White Card Update: Dealing with the Emotional Stress of a Workplace Injury

Although it is only the second month of the year we have already experienced 10 workplace deaths and 5 of these were from the construction industry. In addition to these deaths there have been a number of workplace injuries varying in severity from very serious to minor injuries. While safety is the top priority in any industry, injuries do happen. Regardless of how careful you are when working with machinery, equipment, building materials, debris and other tradespeople there is always room for injury. In addition to the physical recovery that workers that are injured have to go through, it may also be necessary to deal with the emotional stress that can result from an injury.

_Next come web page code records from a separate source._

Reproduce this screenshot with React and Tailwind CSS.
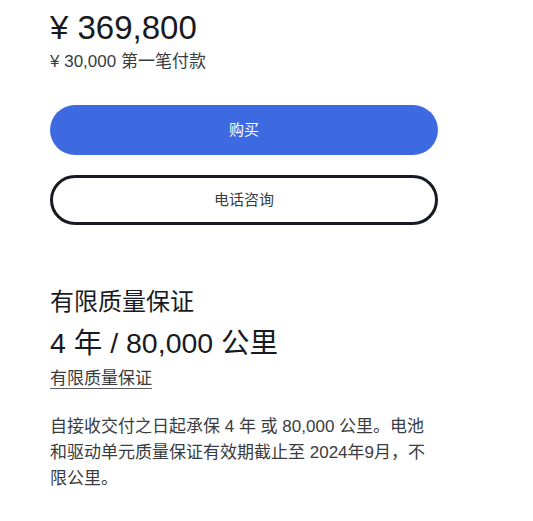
import React from 'react';

export default function App() {
  return (
    <div
      className="w-[533px] h-[521px] bg-white overflow-hidden"
      style={{ fontFamily: '"Liberation Sans", "Noto Sans CJK SC", sans-serif' }}
    >
      <div className="w-[388px] ml-[50px] pt-[6px]">
        <div className="text-[33px] leading-[44px] text-[#171a20]">¥ 369,800</div>
        <div className="mt-[1px] text-[17px] leading-[22px] text-[#393c41]">¥ 30,000 第一笔付款</div>

        <button className="mt-[32px] w-full h-[50px] rounded-full bg-[#3e6ae1] text-white text-[15px]">
          购买
        </button>
        <button className="mt-[20px] w-full h-[50px] rounded-full border-[3px] border-[#171a20] bg-white text-[#393c41] text-[15px]">
          电话咨询
        </button>

        <div className="mt-[62px] text-[24px] leading-[30px] text-[#171a20]">有限质量保证</div>
        <div className="mt-[8px] text-[28.5px] leading-[36px] text-[#171a20]">4 年 / 80,000 公里</div>
        <a className="block w-fit mt-[7px] text-[17px] leading-[22px] text-[#393c41] underline underline-offset-4 decoration-[#5c5e62]">
          有限质量保证
        </a>
        <p className="mt-[24px] text-[17px] leading-[26px] text-[#393c41]">
          自接收交付之日起承保 4 年 或 80,000 公里。电池和驱动单元质量保证有效期截止至 2024年9月，不限公里。
        </p>
      </div>
    </div>
  );
}
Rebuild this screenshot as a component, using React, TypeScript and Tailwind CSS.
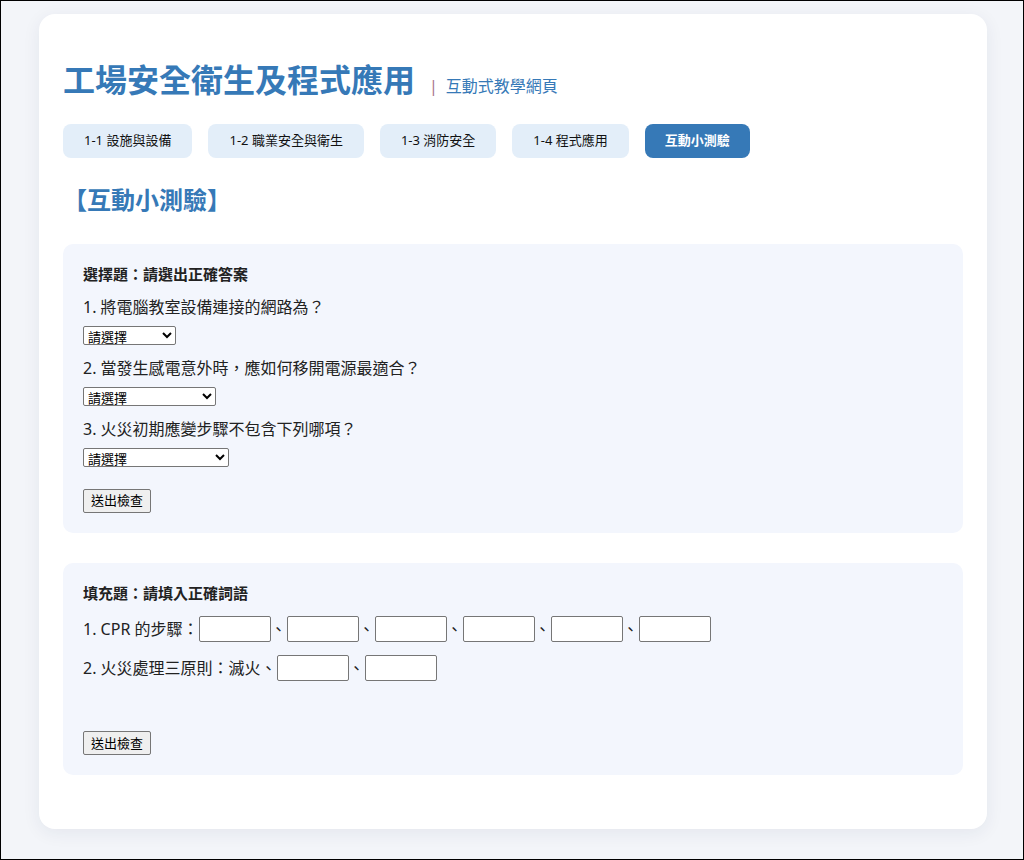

While stress can impact a person’s ability to work efficiently causing injuries, sometimes the effects are reversed and injuries are the cause of stress. For this reason it is important to deal with injuries and the stress they cause rather than ignore the feelings of depression, fear and anxiety that workers may experience.

It is normal that workers who suffer debilitating injuries to experience feelings of anxiety and frustration. Emotional stress can lead to stomachaches, irritable bowel syndrome, and headaches which can in turn make the anxiety worse. Experts have noticed that experiencing a traumatic event can have an impact on the development of pain.

Read what the experts have to say, this excerpt was taken from a post on Psychologytoday.com:

During a traumatic event, the nervous system goes into survival mode (the sympathetic nervous system) and sometimes has difficulty reverting back into its normal, relaxed mode again (the parasympathetic nervous system). If the nervous system stays in survival mode, stress hormones such as cortisol are constantly released, causing an increase in blood pressure and blood sugar, which can in turn reduce the immune system’s ability to heal. Physical symptoms start to manifest when the body is in constant distress.

If someone has experienced a trauma prior to their current injury or trauma, old memories can potentially be triggered, exacerbating the effects of the newer traum.

Read more: http://www.psychologytoday.com/blog/somatic-psychology/201004/the-connections-between-emotional-stress-trauma-and-physical-pain

One of the best ways to combat stress and anxiety caused by injuries and time off work is to begin to useful again by getting back to doing the things you normally would. That includes doing things around the house, chores and even returning to work on light duty.

A Return to Work Coordinator can assist an injured worker to remain at or return to work as soon as safely possible after injury. The return to work coordinator can plan the worker’s return to work if they require time away from work to recover and make decisions to progress their return. They will also monitor progress and consult with your health practitioner and occupational rehabilitation provider and monitor your healing and progress. They can also assist both you as the worker and your employer to meet obligations regarding the incident.